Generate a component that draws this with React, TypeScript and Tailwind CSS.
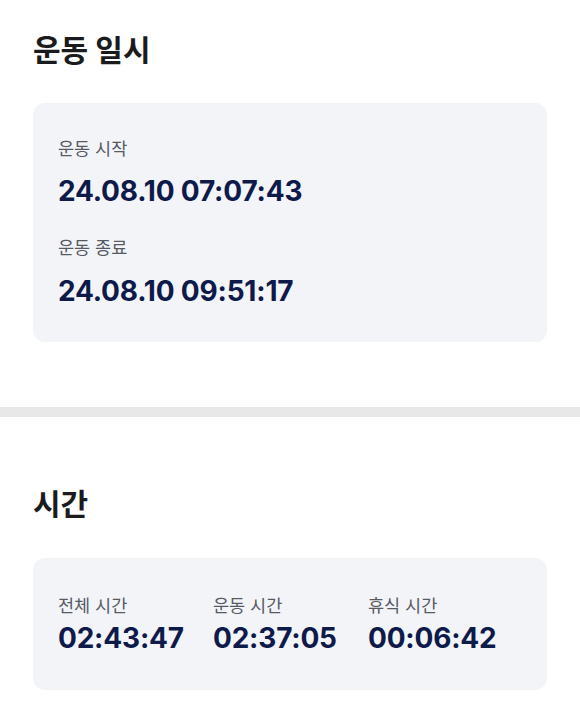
import React from "react";

const font = "font-['Inter','Noto_Sans_CJK_KR',sans-serif]";

function Label({ children }: { children: React.ReactNode }) {
  return <div className="h-6 text-[17.5px] leading-6 text-[#555a63]">{children}</div>;
}

function Value({ children, className = "" }: { children: React.ReactNode; className?: string }) {
  return (
    <div className={`text-[28px] font-bold leading-8 tracking-[-0.2px] text-[#0d1a4a] ${className}`}>
      {children}
    </div>
  );
}

export default function App() {
  const times = [
    { label: "전체 시간", value: "02:43:47" },
    { label: "운동 시간", value: "02:37:05" },
    { label: "휴식 시간", value: "00:06:42" },
  ];

  return (
    <div className={`min-h-[707px] w-[580px] bg-white ${font}`}>
      {/* 운동 일시 */}
      <section className="px-[33px] pt-[32px] pb-[65px]">
        <h2 className="text-[30px] font-bold leading-9 text-[#1b1b1d]">운동 일시</h2>
        <div className="mt-[35px] rounded-xl bg-[#f3f4f8] px-[25px] pt-[34px] pb-[35px]">
          <Label>운동 시작</Label>
          <Value className="mt-[14px]">24.08.10 07:07:43</Value>
          <div className="mt-[29px]">
            <Label>운동 종료</Label>
          </div>
          <Value className="mt-[15px]">24.08.10 09:51:17</Value>
        </div>
      </section>

      <div className="h-[10px] bg-[#e8e8e8]" />

      {/* 시간 */}
      <section className="px-[33px] pt-[69px] pb-[18px]">
        <h2 className="text-[30px] font-bold leading-9 text-[#1b1b1d]">시간</h2>
        <div className="mt-[36px] grid grid-cols-[155px_155px_1fr] rounded-xl bg-[#f3f4f8] px-[25px] pt-[36px] pb-[36px]">
          {times.map((t) => (
            <div key={t.label}>
              <Label>{t.label}</Label>
              <Value className="mt-[4px]">{t.value}</Value>
            </div>
          ))}
        </div>
      </section>
    </div>
  );
}
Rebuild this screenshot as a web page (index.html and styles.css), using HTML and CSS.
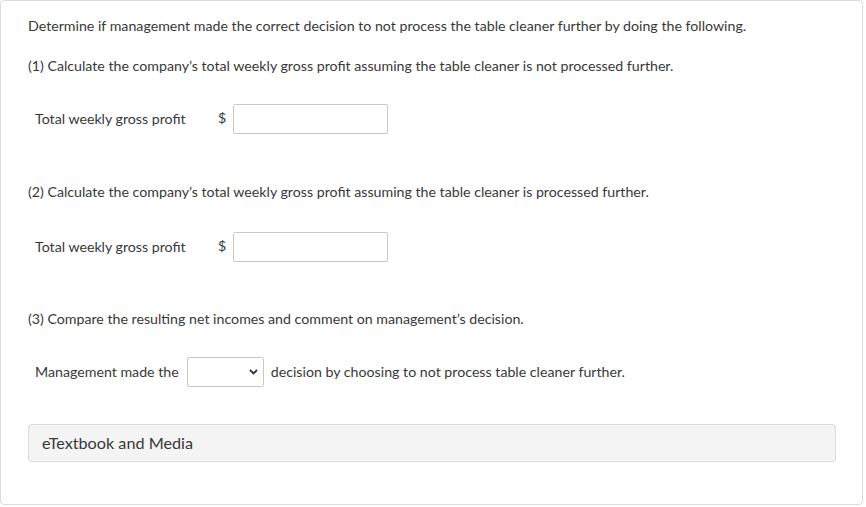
FILE: index.html
```html
<!DOCTYPE html>
<html>
<head>
<meta charset="utf-8">
<link rel="stylesheet" href="styles.css">
</head>
<body>
<div class="card">
  <p class="q q-first">Determine if management made the correct decision to not process the table cleaner further by doing the following.</p>
  <p class="q q-1">(1) Calculate the company’s total weekly gross profit assuming the table cleaner is not processed further.</p>
  <div class="row row-1">
    <span class="label">Total weekly gross profit</span>
    <span class="dollar">$</span>
    <input class="amount" type="text">
  </div>
  <p class="q q-2">(2) Calculate the company’s total weekly gross profit assuming the table cleaner is processed further.</p>
  <div class="row row-2">
    <span class="label">Total weekly gross profit</span>
    <span class="dollar">$</span>
    <input class="amount" type="text">
  </div>
  <p class="q q-3">(3) Compare the resulting net incomes and comment on management’s decision.</p>
  <div class="row row-3">
    <span class="label-inline">Management made the</span>
    <span class="select-wrap">
      <select class="choice"><option></option></select>
      <svg class="chev" width="9" height="6" viewBox="0 0 9 6"><path d="M1 1 L4.5 4.5 L8 1" fill="none" stroke="#333" stroke-width="1.8"/></svg>
    </span>
    <span class="after">decision by choosing to not process table cleaner further.</span>
  </div>
  <div class="media">eTextbook and Media</div>
</div>
</body>
</html>
```
FILE: styles.css
```css
html, body {
  margin: 0;
  padding: 0;
  background: #fff;
}
body {
  font-family: Lato, "Open Sans", sans-serif;
  font-size: 14.2px;
  color: #383838;
}
.card {
  margin: 0;
  width: 863px;
  height: 505px;
  box-sizing: border-box;
  border: 1px solid #dcdcdc;
  border-radius: 4px;
  padding: 15px 26px 0 27px;
}
.q {
  margin: 0;
  line-height: 20px;
}
.q-1 { margin-top: 20px; }
.q-2 { margin-top: 48px; }
.q-3 { margin-top: 47px; }
.row {
  display: flex;
  align-items: center;
  padding-left: 7px;
  height: 30px;
}
.row-1 { margin-top: 28px; }
.row-2 { margin-top: 30px; }
.row-3 { margin-top: 28px; height: 30px; }
.label {
  width: 183px;
  position: relative;
  top: -1px;
}
.dollar {
  width: 15px;
  position: relative;
  top: -2px;
}
.amount {
  width: 155px;
  height: 30px;
  box-sizing: border-box;
  border: 1px solid #c8c8c8;
  border-radius: 2px;
  margin: 0;
  padding: 0 6px;
  font: inherit;
}
.label-inline {
  margin-right: 8px;
  position: relative;
  top: -1px;
}
.select-wrap {
  position: relative;
  display: inline-block;
  width: 77px;
  height: 30px;
}
.choice {
  appearance: none;
  -webkit-appearance: none;
  width: 77px;
  height: 30px;
  box-sizing: border-box;
  border: 1px solid #c8c8c8;
  border-radius: 2px;
  background: #fff;
  margin: 0;
  font: inherit;
}
.chev {
  position: absolute;
  right: 6px;
  top: 12px;
}
.after {
  margin-left: 7px;
  position: relative;
  top: -1px;
}
.media {
  margin-top: 37px;
  height: 38px;
  box-sizing: border-box;
  border: 1px solid #dcdcdc;
  border-radius: 3px;
  background: #f4f4f4;
  font-size: 16.2px;
  line-height: 36px;
  padding-left: 13px;
}
```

- Written exercise: Write out every line of the entries that holds the word "React".

- Answer to this task:
Generate a component that draws this with React, TypeScript and Tailwind CSS.
import React from "react";
function Label({ children }: { children: React.ReactNode }) {
function Value({ children, className = "" }: { children: React.ReactNode; className?: string }) {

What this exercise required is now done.